I wasn't going to post a photo of this wildflower I photographed, but then I noticed the common name for it was Cowboy toilet paper and I could not resist sharing.

After wandering this area for awhile I continued on east on 26, stopping at a pullout to view Ochoco Reservoir.  Pelicans were the most obvious birds around.

The mudflats were shared between various blackbirds, Killdeer, a Spotted Sandpiper, and geese.

East of the reservoir I pulled over for a snipe on fence post.  Some days I think snipe are in my top five, bird-wise. 

"Chip sealing" brought traffic to a halt and I was unfortunately behind a pick-up with two dogs in the back, exciting Jake and Ralph to no end.  It did not help that one dog looked much like Ralph and they seemed to stare at each other in confusion.

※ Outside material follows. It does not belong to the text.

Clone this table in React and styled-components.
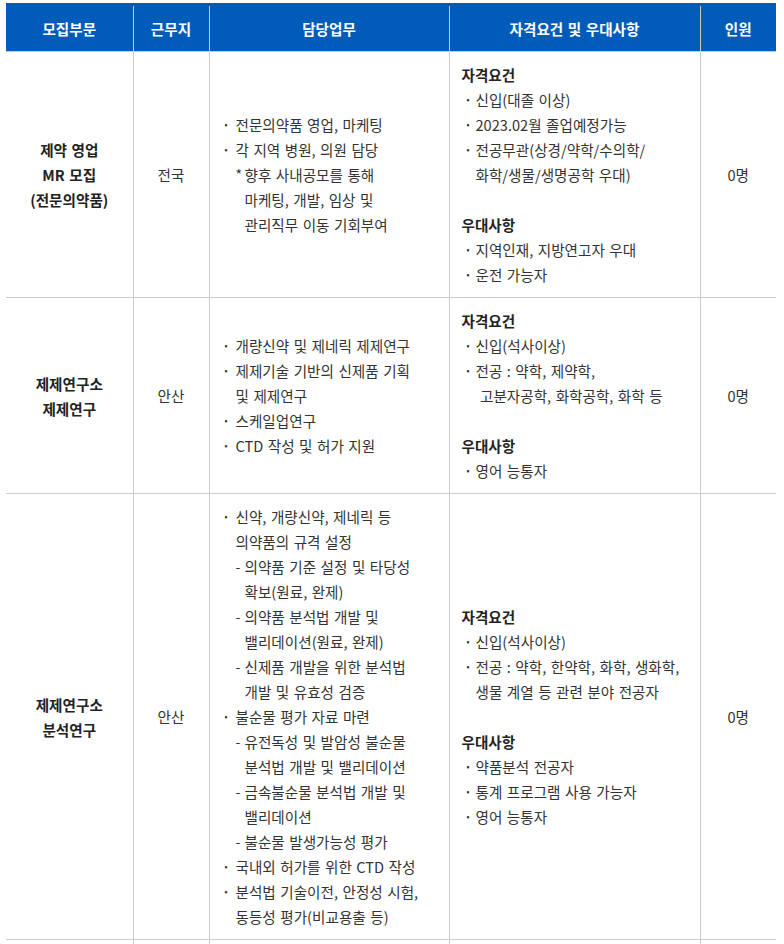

Once out of the road work area I pulled over to do some nerdy wildflower macros.


Sticky purple geranium

 Yellow salsify

 Elkhorns clarkia

I drove around Ochoco National Forest for awhile, stopping here and there for flowers or birds or other distractions.

Orange honeysuckle

After eating lunch I decided to start heading back out of the forest.  Thunder was rumbling and it rained for awhile, though this did not stop me from checking out more flowers.


As I drove west of Prineville I started to notice the smell of smoke and a general haze in the area.  It was still strong on the ascent out of Madras, when I finally caught sight of the source of the smoke.

It's being called the Akawana Fire.  Ugh.

The rest of the drive was smooth sailing, with Ira Glass and the mutts for company.  24 hours well spent!  Good times!!